# [DATASET SECTION]
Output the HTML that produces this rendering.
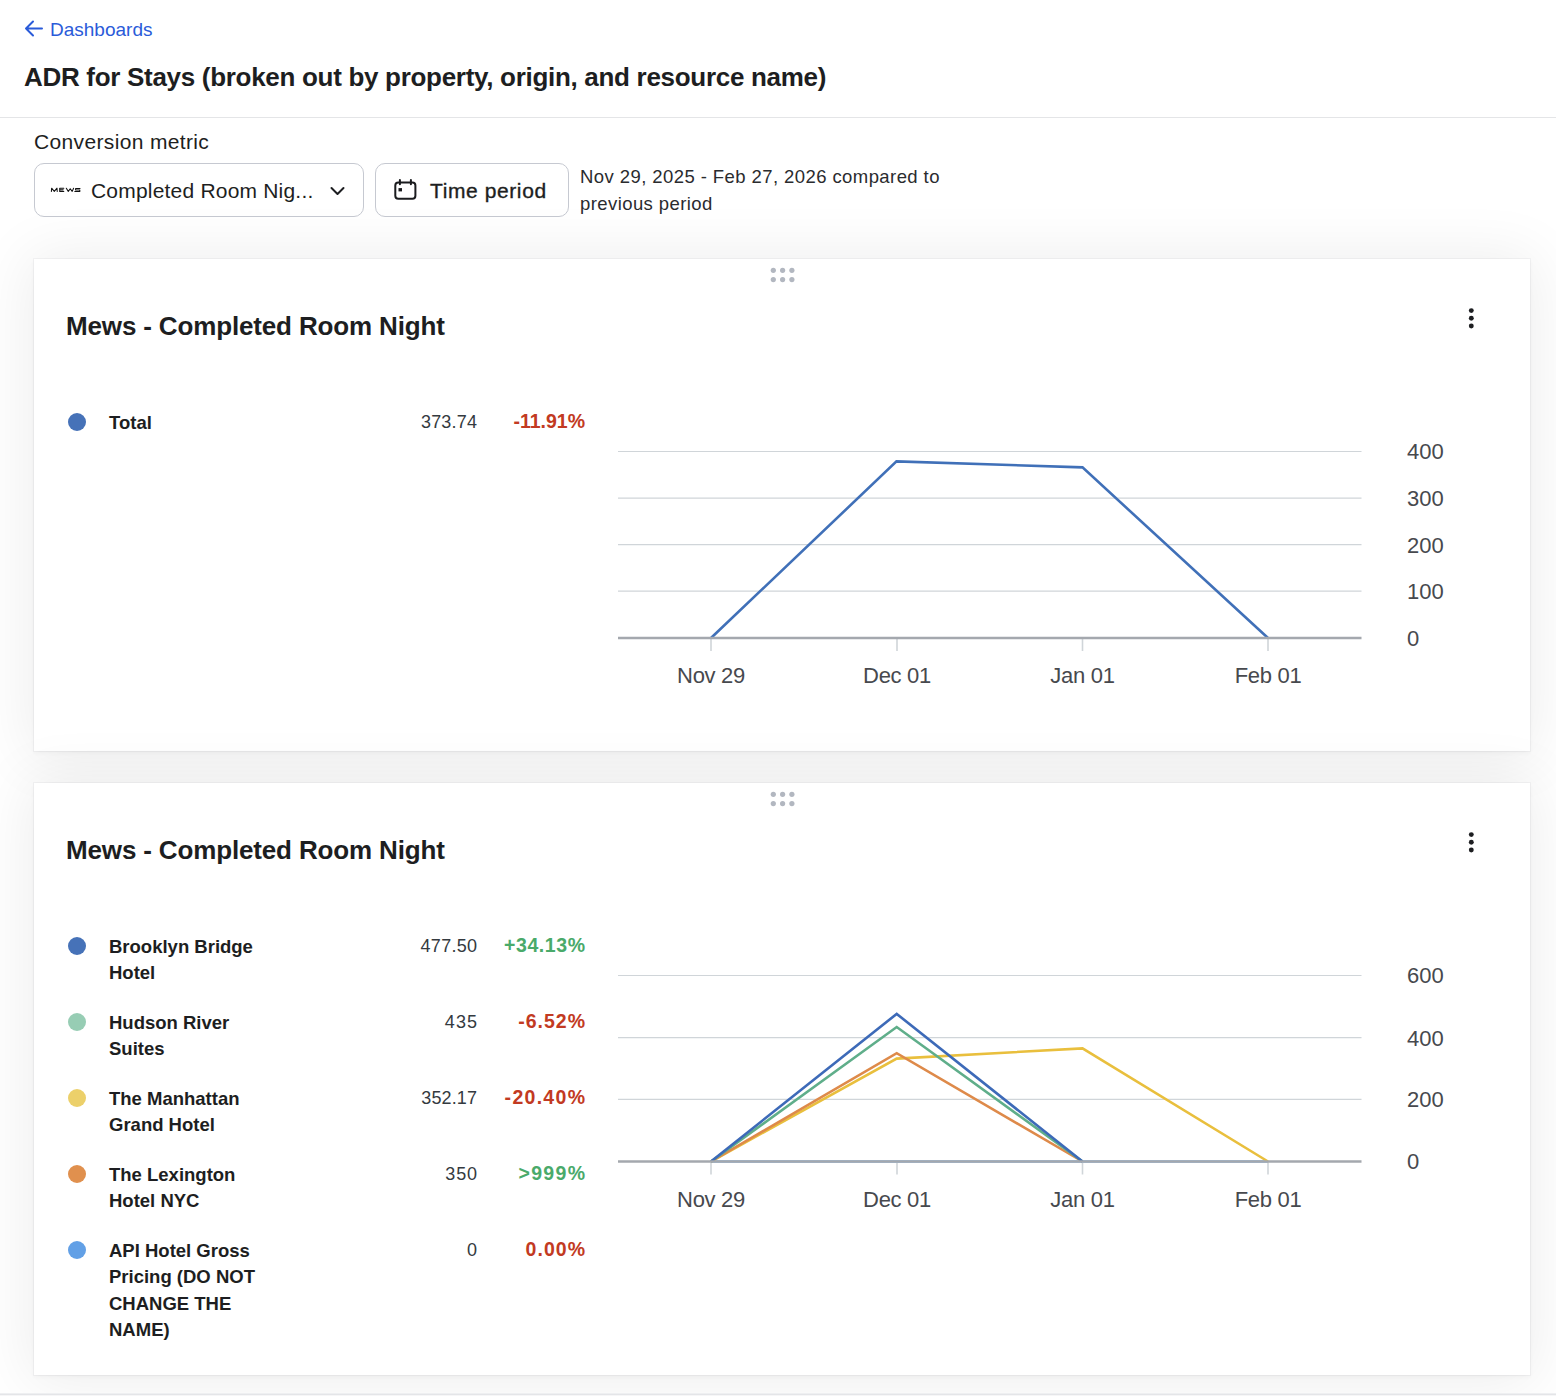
<!DOCTYPE html>
<html><head><meta charset="utf-8">
<style>
*{box-sizing:border-box;margin:0;padding:0}
html,body{width:1556px;height:1396px;overflow:hidden;background:#fff}
body{position:relative;font-family:"Liberation Sans",sans-serif;color:#1d1e21}
.abs{position:absolute;white-space:nowrap}
.back{left:50px;top:18px;font-size:19px;line-height:24px;color:#2a5bd9}
.title{left:24px;top:62px;font-size:26px;line-height:30px;font-weight:700;letter-spacing:-0.3px;color:#1d1e21}
.hr{left:0;top:117px;width:1556px;height:1px;background:#e4e5e7}
.lbl{left:34px;top:129px;font-size:21px;line-height:26px;color:#1d1e21;letter-spacing:0.35px}
.btn{position:absolute;border:1px solid #c6c9d1;border-radius:10px;background:#fff}
.btntext{font-size:21px;line-height:26px;color:#1d1e21}
.date{left:580px;top:164px;font-size:18.5px;line-height:26.7px;color:#2a2b2e;letter-spacing:0.42px;white-space:normal;width:400px}
.card{position:absolute;left:34px;width:1496px;background:#fff;box-shadow:0 0 0 1px rgba(30,30,45,0.04),0 2px 5px rgba(0,0,0,0.035),0 2px 56px 6px rgba(0,0,0,0.07)}
.ctitle{font-size:26px;line-height:30px;font-weight:700;color:#1d1e21;letter-spacing:-0.15px}
.leg{position:absolute;font-size:18.5px;line-height:26.6px;font-weight:700;color:#1d1e21;white-space:nowrap;width:200px}
.val{position:absolute;font-size:18px;line-height:26px;color:#343a40;text-align:right;width:100px;letter-spacing:0.2px}
.pct{position:absolute;font-size:19.5px;line-height:26px;font-weight:700;text-align:right;width:120px}
.red{color:#c23a22}.green{color:#4aaa6a}
.dot{position:absolute;width:18px;height:18px;border-radius:50%}
.axl{font-family:"Liberation Sans",sans-serif;font-size:22px;fill:#47494e}
</style></head><body>

<svg class="abs" style="left:24px;top:20px" width="19" height="17" viewBox="0 0 19 17"><path d="M9 1.5 L2 8.5 L9 15.5 M2 8.5 H18" fill="none" stroke="#2a5bd9" stroke-width="2" stroke-linecap="round" stroke-linejoin="round"/></svg>
<div class="abs back">Dashboards</div>
<div class="abs title">ADR for Stays (broken out by property, origin, and resource name)</div>
<div class="abs hr"></div>
<div class="abs lbl">Conversion metric</div>
<div class="btn" style="left:34px;top:163px;width:330px;height:54px">
  <div class="abs btntext" style="left:56px;top:14px;letter-spacing:0.2px">Completed Room Nig...</div>
  <svg class="abs" style="left:295px;top:22px" width="15" height="10" viewBox="0 0 15 10"><path d="M1.5 2 L7.5 8 L13.5 2" fill="none" stroke="#1d1e21" stroke-width="2" stroke-linecap="round" stroke-linejoin="round"/></svg>
</div>
<div class="btn" style="left:375px;top:163px;width:194px;height:54px">
  <div class="abs btntext" style="left:54px;top:14px;letter-spacing:0.6px;-webkit-text-stroke:0.35px #1d1e21">Time period</div>
</div>
<svg class="abs" style="left:392px;top:177px" width="26" height="26" viewBox="0 0 26 26"><rect x="3.3" y="5.6" width="20.1" height="16.1" rx="3" fill="none" stroke="#1a1b1e" stroke-width="2"/><path d="M7.9 3v4.2M18.9 3v4.2" stroke="#1a1b1e" stroke-width="2" stroke-linecap="round" fill="none"/><rect x="6.5" y="11.1" width="3.5" height="3.3" fill="#1a1b1e"/></svg>
<svg class="abs" style="left:50px;top:186px" width="32" height="8" viewBox="0 0 32 8"><g fill="none" stroke="#111" stroke-width="1.05" stroke-linejoin="round" stroke-linecap="round"><path d="M1.4 5.5L1.6 2.2L4.3 5.4L7 2.2L7.2 5.5"/><path d="M13.8 2.3H9.7V5.4H13.8M9.7 3.85H13.2"/><path d="M16.3 2.3L18.3 5.4L20.2 2.7L22.2 5.4L23.6 2.3"/><path d="M30 2.4H25.6V3.9H29.8V5.4H24.8"/></g></svg>
<div class="abs date">Nov 29, 2025 - Feb 27, 2026 compared to previous period</div>
<div class="card" style="top:259px;height:492px"></div>
<div class="card" style="top:783px;height:592px"></div>

<svg class="abs" style="left:768px;top:265px" width="30" height="20" viewBox="0 0 30 20"><circle cx="5.3" cy="5.3" r="2.6" fill="#b2b7c0"/><circle cx="5.3" cy="14.6" r="2.6" fill="#b2b7c0"/><circle cx="14.6" cy="5.3" r="2.6" fill="#b2b7c0"/><circle cx="14.6" cy="14.6" r="2.6" fill="#b2b7c0"/><circle cx="23.9" cy="5.3" r="2.6" fill="#b2b7c0"/><circle cx="23.9" cy="14.6" r="2.6" fill="#b2b7c0"/></svg>
<div class="abs ctitle" style="left:66px;top:311px">Mews - Completed Room Night</div>
<svg class="abs" style="left:1464px;top:303px" width="14" height="30" viewBox="0 0 14 30"><circle cx="7.3" cy="7.6" r="2.45" fill="#1d1e21"/><circle cx="7.3" cy="15.3" r="2.45" fill="#1d1e21"/><circle cx="7.3" cy="23" r="2.45" fill="#1d1e21"/></svg>
<div class="dot" style="left:67.7px;top:412.70000000000005px;background:#4672b8"></div>
<div class="leg" style="left:109px;top:409.6px">Total</div>
<div class="val" style="left:377px;top:408.6px"><span style="letter-spacing:0.2px;margin-right:-0.2px">373.74</span></div>
<div class="pct red" style="left:465px;top:408.3px"><span style="letter-spacing:0px;margin-right:-0px">-11.91%</span></div>
<svg class="abs" style="left:0;top:430px" width="1556" height="330" viewBox="0 430 1556 330">
<line x1="618" x2="1361.5" y1="451.5" y2="451.5" stroke="#d0d5d9" stroke-width="1.2"/>
<line x1="618" x2="1361.5" y1="498.1" y2="498.1" stroke="#d0d5d9" stroke-width="1.2"/>
<line x1="618" x2="1361.5" y1="544.7" y2="544.7" stroke="#d0d5d9" stroke-width="1.2"/>
<line x1="618" x2="1361.5" y1="591.2" y2="591.2" stroke="#d0d5d9" stroke-width="1.2"/>
<line x1="711" x2="711" y1="638" y2="651" stroke="#d0d5d9" stroke-width="1.6"/>
<line x1="897" x2="897" y1="638" y2="651" stroke="#d0d5d9" stroke-width="1.6"/>
<line x1="1082.5" x2="1082.5" y1="638" y2="651" stroke="#d0d5d9" stroke-width="1.6"/>
<line x1="1268" x2="1268" y1="638" y2="651" stroke="#d0d5d9" stroke-width="1.6"/>
<polyline points="711,638 896.5,461.4 1082.5,467.4 1268,638" fill="none" stroke="#4070b8" stroke-width="2.6" stroke-linejoin="miter"/>
<line x1="618" x2="1361.5" y1="638" y2="638" stroke="#a4a8ae" stroke-width="2.4"/>
<text class="axl" x="1407" y="459.3">400</text>
<text class="axl" x="1407" y="505.90000000000003">300</text>
<text class="axl" x="1407" y="552.5">200</text>
<text class="axl" x="1407" y="599.0">100</text>
<text class="axl" x="1407" y="645.8">0</text>
<text class="axl" x="711" y="683" text-anchor="middle" letter-spacing="-0.3">Nov 29</text>
<text class="axl" x="897" y="683" text-anchor="middle" letter-spacing="-0.3">Dec 01</text>
<text class="axl" x="1082.5" y="683" text-anchor="middle" letter-spacing="-0.3">Jan 01</text>
<text class="axl" x="1268" y="683" text-anchor="middle" letter-spacing="-0.3">Feb 01</text>
</svg>
<svg class="abs" style="left:768px;top:789px" width="30" height="20" viewBox="0 0 30 20"><circle cx="5.3" cy="5.3" r="2.6" fill="#b2b7c0"/><circle cx="5.3" cy="14.6" r="2.6" fill="#b2b7c0"/><circle cx="14.6" cy="5.3" r="2.6" fill="#b2b7c0"/><circle cx="14.6" cy="14.6" r="2.6" fill="#b2b7c0"/><circle cx="23.9" cy="5.3" r="2.6" fill="#b2b7c0"/><circle cx="23.9" cy="14.6" r="2.6" fill="#b2b7c0"/></svg>
<div class="abs ctitle" style="left:66px;top:835px">Mews - Completed Room Night</div>
<svg class="abs" style="left:1464px;top:827px" width="14" height="30" viewBox="0 0 14 30"><circle cx="7.3" cy="7.6" r="2.45" fill="#1d1e21"/><circle cx="7.3" cy="15.3" r="2.45" fill="#1d1e21"/><circle cx="7.3" cy="23" r="2.45" fill="#1d1e21"/></svg>
<div class="dot" style="left:67.7px;top:936.8000000000001px;background:#4672b8"></div>
<div class="leg" style="left:109px;top:933.7px">Brooklyn Bridge<br>Hotel</div>
<div class="val" style="left:377px;top:932.7px"><span style="letter-spacing:0.27px;margin-right:-0.27px">477.50</span></div>
<div class="pct green" style="left:465px;top:932.4000000000001px"><span style="letter-spacing:0.58px;margin-right:-0.58px">+34.13%</span></div>
<div class="dot" style="left:67.7px;top:1012.8000000000001px;background:#97cdb4"></div>
<div class="leg" style="left:109px;top:1009.7px">Hudson River<br>Suites</div>
<div class="val" style="left:377px;top:1008.7px"><span style="letter-spacing:1.07px;margin-right:-1.07px">435</span></div>
<div class="pct red" style="left:465px;top:1008.4000000000001px"><span style="letter-spacing:1.0px;margin-right:-1.0px">-6.52%</span></div>
<div class="dot" style="left:67.7px;top:1088.8px;background:#ecd06a"></div>
<div class="leg" style="left:109px;top:1085.7px">The Manhattan<br>Grand Hotel</div>
<div class="val" style="left:377px;top:1084.7px"><span style="letter-spacing:0.13px;margin-right:-0.13px">352.17</span></div>
<div class="pct red" style="left:465px;top:1084.4px"><span style="letter-spacing:1.29px;margin-right:-1.29px">-20.40%</span></div>
<div class="dot" style="left:67.7px;top:1164.8px;background:#e0904e"></div>
<div class="leg" style="left:109px;top:1161.7px">The Lexington<br>Hotel NYC</div>
<div class="val" style="left:377px;top:1160.7px"><span style="letter-spacing:0.8px;margin-right:-0.8px">350</span></div>
<div class="pct green" style="left:465px;top:1160.4px"><span style="letter-spacing:1.32px;margin-right:-1.32px">&gt;999%</span></div>
<div class="dot" style="left:67.7px;top:1240.8px;background:#62a0e6"></div>
<div class="leg" style="left:109px;top:1237.7px">API Hotel Gross<br>Pricing (DO NOT<br>CHANGE THE<br>NAME)</div>
<div class="val" style="left:377px;top:1236.7px"><span style="letter-spacing:0px;margin-right:-0px">0</span></div>
<div class="pct red" style="left:465px;top:1236.4px"><span style="letter-spacing:1.02px;margin-right:-1.02px">0.00%</span></div>
<svg class="abs" style="left:0;top:954px" width="1556" height="330" viewBox="0 954 1556 330">
<line x1="618" x2="1361.5" y1="975.5" y2="975.5" stroke="#d0d5d9" stroke-width="1.2"/>
<line x1="618" x2="1361.5" y1="1037.7" y2="1037.7" stroke="#d0d5d9" stroke-width="1.2"/>
<line x1="618" x2="1361.5" y1="1099.3" y2="1099.3" stroke="#d0d5d9" stroke-width="1.2"/>
<line x1="711" x2="711" y1="1161.5" y2="1174.5" stroke="#d0d5d9" stroke-width="1.6"/>
<line x1="897" x2="897" y1="1161.5" y2="1174.5" stroke="#d0d5d9" stroke-width="1.6"/>
<line x1="1082.5" x2="1082.5" y1="1161.5" y2="1174.5" stroke="#d0d5d9" stroke-width="1.6"/>
<line x1="1268" x2="1268" y1="1161.5" y2="1174.5" stroke="#d0d5d9" stroke-width="1.6"/>
<polyline points="711,1161.5 1268,1161.5" fill="none" stroke="#9cc2ee" stroke-width="3.2" stroke-linejoin="miter"/>
<polyline points="711,1161.5 896.7,1058.6 1082.5,1048.4 1268,1161.5" fill="none" stroke="#e9bf3d" stroke-width="2.6" stroke-linejoin="miter"/>
<polyline points="711,1161.5 896.7,1053.2 1082.5,1161.5" fill="none" stroke="#de8a4a" stroke-width="2.6" stroke-linejoin="miter"/>
<polyline points="711,1161.5 896.7,1027 1082.5,1161.5" fill="none" stroke="#5fae8a" stroke-width="2.6" stroke-linejoin="miter"/>
<polyline points="711,1161.5 896.7,1013.9 1082.5,1161.5" fill="none" stroke="#3d6ab8" stroke-width="2.6" stroke-linejoin="miter"/>
<line x1="618" x2="1361.5" y1="1161.5" y2="1161.5" stroke="#a4a8ae" stroke-width="2.4"/>
<text class="axl" x="1407" y="983.3">600</text>
<text class="axl" x="1407" y="1045.5">400</text>
<text class="axl" x="1407" y="1107.1">200</text>
<text class="axl" x="1407" y="1169.3">0</text>
<text class="axl" x="711" y="1206.5" text-anchor="middle" letter-spacing="-0.3">Nov 29</text>
<text class="axl" x="897" y="1206.5" text-anchor="middle" letter-spacing="-0.3">Dec 01</text>
<text class="axl" x="1082.5" y="1206.5" text-anchor="middle" letter-spacing="-0.3">Jan 01</text>
<text class="axl" x="1268" y="1206.5" text-anchor="middle" letter-spacing="-0.3">Feb 01</text>
</svg>
<div class="abs" style="left:0;top:1393px;width:1556px;height:1px;background:#eeeff1"></div><div class="abs" style="left:0;top:1394px;width:1556px;height:1px;background:#e4e5e8"></div><div class="abs" style="left:0;top:1395px;width:1556px;height:1px;background:#f6f6f7"></div>
</body></html>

# [WHAT IS BEING ASKED]
Transcribe the opening line of the listing above, please, and every line after it through the line with "</style></head><body>", word for word, without pictures.

# [RESPONSE TO THIS TASK]
Output the HTML that produces this rendering.
<!DOCTYPE html>
<html><head><meta charset="utf-8">
<style>
*{box-sizing:border-box;margin:0;padding:0}
html,body{width:1556px;height:1396px;overflow:hidden;background:#fff}
body{position:relative;font-family:"Liberation Sans",sans-serif;color:#1d1e21}
.abs{position:absolute;white-space:nowrap}
.back{left:50px;top:18px;font-size:19px;line-height:24px;color:#2a5bd9}
.title{left:24px;top:62px;font-size:26px;line-height:30px;font-weight:700;letter-spacing:-0.3px;color:#1d1e21}
.hr{left:0;top:117px;width:1556px;height:1px;background:#e4e5e7}
.lbl{left:34px;top:129px;font-size:21px;line-height:26px;color:#1d1e21;letter-spacing:0.35px}
.btn{position:absolute;border:1px solid #c6c9d1;border-radius:10px;background:#fff}
.btntext{font-size:21px;line-height:26px;color:#1d1e21}
.date{left:580px;top:164px;font-size:18.5px;line-height:26.7px;color:#2a2b2e;letter-spacing:0.42px;white-space:normal;width:400px}
.card{position:absolute;left:34px;width:1496px;background:#fff;box-shadow:0 0 0 1px rgba(30,30,45,0.04),0 2px 5px rgba(0,0,0,0.035),0 2px 56px 6px rgba(0,0,0,0.07)}
.ctitle{font-size:26px;line-height:30px;font-weight:700;color:#1d1e21;letter-spacing:-0.15px}
.leg{position:absolute;font-size:18.5px;line-height:26.6px;font-weight:700;color:#1d1e21;white-space:nowrap;width:200px}
.val{position:absolute;font-size:18px;line-height:26px;color:#343a40;text-align:right;width:100px;letter-spacing:0.2px}
.pct{position:absolute;font-size:19.5px;line-height:26px;font-weight:700;text-align:right;width:120px}
.red{color:#c23a22}.green{color:#4aaa6a}
.dot{position:absolute;width:18px;height:18px;border-radius:50%}
.axl{font-family:"Liberation Sans",sans-serif;font-size:22px;fill:#47494e}
</style></head><body>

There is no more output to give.